# EXERCISE INSTRUCTIONS:
Reproduce the full listing below unchanged, apart from the pictures.

# COLLECTED DATA:

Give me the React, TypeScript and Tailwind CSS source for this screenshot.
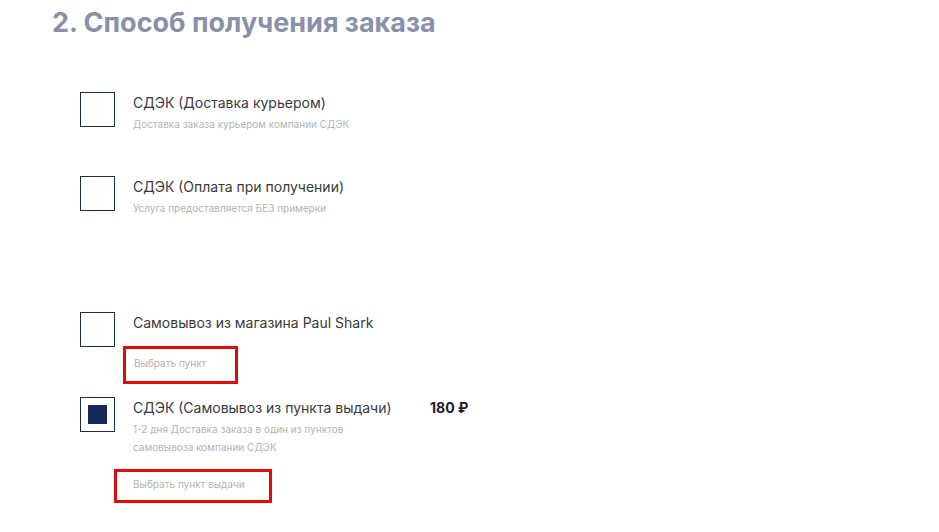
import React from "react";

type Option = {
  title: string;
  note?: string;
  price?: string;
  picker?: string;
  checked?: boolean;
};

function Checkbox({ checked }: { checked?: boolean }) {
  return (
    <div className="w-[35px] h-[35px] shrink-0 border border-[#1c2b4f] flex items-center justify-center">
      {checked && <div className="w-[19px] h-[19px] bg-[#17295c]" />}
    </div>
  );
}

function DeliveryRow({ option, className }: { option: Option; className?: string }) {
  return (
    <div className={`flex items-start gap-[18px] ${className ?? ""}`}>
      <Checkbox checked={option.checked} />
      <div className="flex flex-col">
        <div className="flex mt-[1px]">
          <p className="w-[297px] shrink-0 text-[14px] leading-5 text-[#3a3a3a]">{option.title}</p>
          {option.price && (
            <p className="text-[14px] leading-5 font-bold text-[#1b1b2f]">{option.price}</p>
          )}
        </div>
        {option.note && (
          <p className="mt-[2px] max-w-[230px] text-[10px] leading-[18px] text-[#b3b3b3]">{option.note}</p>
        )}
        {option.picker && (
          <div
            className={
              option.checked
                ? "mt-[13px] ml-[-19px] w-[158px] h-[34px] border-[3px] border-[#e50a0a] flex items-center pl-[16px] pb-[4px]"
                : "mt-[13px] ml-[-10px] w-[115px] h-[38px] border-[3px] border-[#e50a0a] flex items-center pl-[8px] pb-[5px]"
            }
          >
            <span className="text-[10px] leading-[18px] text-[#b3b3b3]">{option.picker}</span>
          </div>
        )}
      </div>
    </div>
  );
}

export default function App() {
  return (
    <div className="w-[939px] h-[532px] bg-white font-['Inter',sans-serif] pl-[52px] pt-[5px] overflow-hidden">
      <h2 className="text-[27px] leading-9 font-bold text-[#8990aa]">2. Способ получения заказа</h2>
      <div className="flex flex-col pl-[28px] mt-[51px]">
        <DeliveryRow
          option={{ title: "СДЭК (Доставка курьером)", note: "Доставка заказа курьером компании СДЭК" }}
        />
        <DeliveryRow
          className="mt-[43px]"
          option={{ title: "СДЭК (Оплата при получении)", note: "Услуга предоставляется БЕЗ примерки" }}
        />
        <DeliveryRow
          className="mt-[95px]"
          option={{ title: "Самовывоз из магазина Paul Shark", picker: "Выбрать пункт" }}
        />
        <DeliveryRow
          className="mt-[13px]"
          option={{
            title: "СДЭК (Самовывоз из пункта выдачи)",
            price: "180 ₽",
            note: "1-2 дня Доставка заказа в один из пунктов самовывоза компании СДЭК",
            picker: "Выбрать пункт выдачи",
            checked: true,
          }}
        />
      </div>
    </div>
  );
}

# OUTPUT:
Give me the React, TypeScript and Tailwind CSS source for this screenshot.
import React from "react";

type Option = {
  title: string;
  note?: string;
  price?: string;
  picker?: string;
  checked?: boolean;
};

function Checkbox({ checked }: { checked?: boolean }) {
  return (
    <div className="w-[35px] h-[35px] shrink-0 border border-[#1c2b4f] flex items-center justify-center">
      {checked && <div className="w-[19px] h-[19px] bg-[#17295c]" />}
    </div>
  );
}

function DeliveryRow({ option, className }: { option: Option; className?: string }) {
  return (
    <div className={`flex items-start gap-[18px] ${className ?? ""}`}>
      <Checkbox checked={option.checked} />
      <div className="flex flex-col">
        <div className="flex mt-[1px]">
          <p className="w-[297px] shrink-0 text-[14px] leading-5 text-[#3a3a3a]">{option.title}</p>
          {option.price && (
            <p className="text-[14px] leading-5 font-bold text-[#1b1b2f]">{option.price}</p>
          )}
        </div>
        {option.note && (
          <p className="mt-[2px] max-w-[230px] text-[10px] leading-[18px] text-[#b3b3b3]">{option.note}</p>
        )}
        {option.picker && (
          <div
            className={
              option.checked
                ? "mt-[13px] ml-[-19px] w-[158px] h-[34px] border-[3px] border-[#e50a0a] flex items-center pl-[16px] pb-[4px]"
                : "mt-[13px] ml-[-10px] w-[115px] h-[38px] border-[3px] border-[#e50a0a] flex items-center pl-[8px] pb-[5px]"
            }
          >
            <span className="text-[10px] leading-[18px] text-[#b3b3b3]">{option.picker}</span>
          </div>
        )}
      </div>
    </div>
  );
}

export default function App() {
  return (
    <div className="w-[939px] h-[532px] bg-white font-['Inter',sans-serif] pl-[52px] pt-[5px] overflow-hidden">
      <h2 className="text-[27px] leading-9 font-bold text-[#8990aa]">2. Способ получения заказа</h2>
      <div className="flex flex-col pl-[28px] mt-[51px]">
        <DeliveryRow
          option={{ title: "СДЭК (Доставка курьером)", note: "Доставка заказа курьером компании СДЭК" }}
        />
        <DeliveryRow
          className="mt-[43px]"
          option={{ title: "СДЭК (Оплата при получении)", note: "Услуга предоставляется БЕЗ примерки" }}
        />
        <DeliveryRow
          className="mt-[95px]"
          option={{ title: "Самовывоз из магазина Paul Shark", picker: "Выбрать пункт" }}
        />
        <DeliveryRow
          className="mt-[13px]"
          option={{
            title: "СДЭК (Самовывоз из пункта выдачи)",
            price: "180 ₽",
            note: "1-2 дня Доставка заказа в один из пунктов самовывоза компании СДЭК",
            picker: "Выбрать пункт выдачи",
            checked: true,
          }}
        />
      </div>
    </div>
  );
}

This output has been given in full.